In view of this settled legal position, MSEB, which is empowered to make appointment of its officers and employees and frame statutory

regulations laying down its service conditions, has power until the regulations are framed, to lay down service conditions in exercise of its

administrative power by passing resolution.

17. Therefore, in view of the above, it is abundantly clear that in absence of Service Rules, a fair procedure can be adopted for recruitment.

18. Undoubtedly, petitioner claims to have been appointed under the ""State"" within the meaning of Article 12 of the Constitution. Thus, he cannot

take the plea that his appointment could be made in flagrant violation of the provisions of Articles Hand 16 of the Constitution.

19. It is settled legal proposition that wherever public element in office is involved for calling the names from employment exchange, it may be

desirable that in addition thereto, applications have to be invited from all eligible candidates. Thus, even if it is assumed that there are no statutory

Rules, Guidelines, or Circular, procedure of appointment of any person in such a manner without advertising the vacancy creates a doubt regarding

the sanctity of his appointment.

20. In a recent judgment, i.e. Suresh Kumar and Ors. v. State of Hayana (26), the Hon''ble Supreme Court up-held the judgment of Full Bench of

Punjab & Haryana High Court quashing the appointments of 1600 Police Constables made without advertising the vacancies. The Hon''ble High

Court reached the conclusion that the process of selection stood vitiated because there had been no advertisement and no due publicity Inviting

applications from the candidates at large. The Hon''ble Supreme Court up-held the said judgment and the appointees, by such a spoiled system,

who had completed the training and were in continuous service for more than five years have been granted an opportunity to apply afresh only with

relaxation in age, but their appointments have not been saved. Similarly, in Surinder Singh and Ors. v. State of Haryana and Ors. (26), the Apex

Court quashed the appointments made over and above the number of vacancies duly advertised being violative of Articles 14 and 16 of the

Constitution as candidates who possessed eligibility subsequent to the advertisement had no chance to be considered for recruitment.

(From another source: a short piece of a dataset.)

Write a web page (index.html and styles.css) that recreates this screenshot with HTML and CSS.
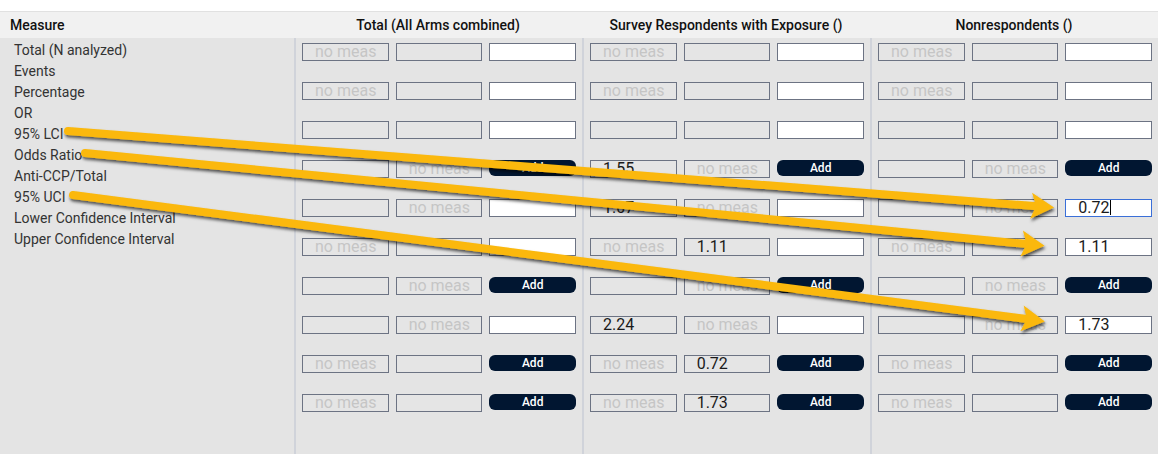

21. It is settled law that writ petition under Article 226 of the Constitution is maintainable for enforcing the statutory or legal right or when there is a

complaint by the petitioner that there is a breach of the statutory duty on the part of the respondents. Therefore, there must be judicially

enforceable right for the enforcement of which the writ jurisdiction can be resorted to. The Court can enforce the performance of a statutory duty

by public bodies through its writ jurisdiction at the behest of a person, provided such person satisfies the Court that he has a legal right to insist on

such performance. The existence of the said right is the condition precedent to invoke the writ jurisdiction. (Vide State of Kerala v. K.G.

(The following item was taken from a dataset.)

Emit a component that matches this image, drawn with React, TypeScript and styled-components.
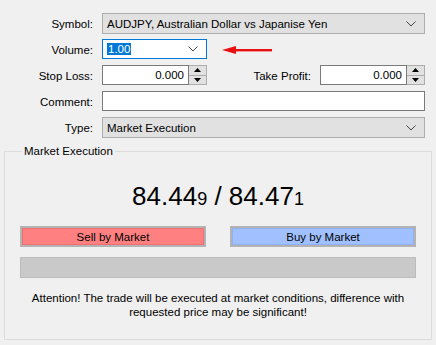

Mahadavan Pillai (28), State of Kerala v. Smt. A. Lakshmikutty (29), Mani Subrat Jain and Ors. v. State of Haryana (30), and Calcutta Gas

Company (Propriety Ltd.) v. State of West Bengal and Ors. (31).

22. In Rajendra Singh v. State of M.P. (32), it has been held that even violation of each and every provision of law does not furnish a ground for

the writ court to interfere and if it is shown that substantial compliance of law has been made and unless it is shown that violation of law has caused

substantial prejudice to the rights of the petitioner, no interference is called for. Similar view has been taken by Hon''ble Supreme Court in Rani

Laxmibai Kshetriya Gramin Bank v. Chand Behari Kapoor and Ors. (33).

23. As the petitioner had not been appointed in pursuance of any valid provision of law or by following the procedure in consonance with Articles

14 and 16 of the Constitution of India, he has no right to continue on the post.

24. Moreso, the respondents have filed the reply in which it has been stated that no such post is in existence. There is no rebuttal to the said

averment made in the reply by the petitioner as no rejoinder affidavit has been filed, the question of keeping the petitioner in service or appointment

of any person on the said post does not arise.

25. There is no force in the petition, it is hereby dismissed. No order as to costs.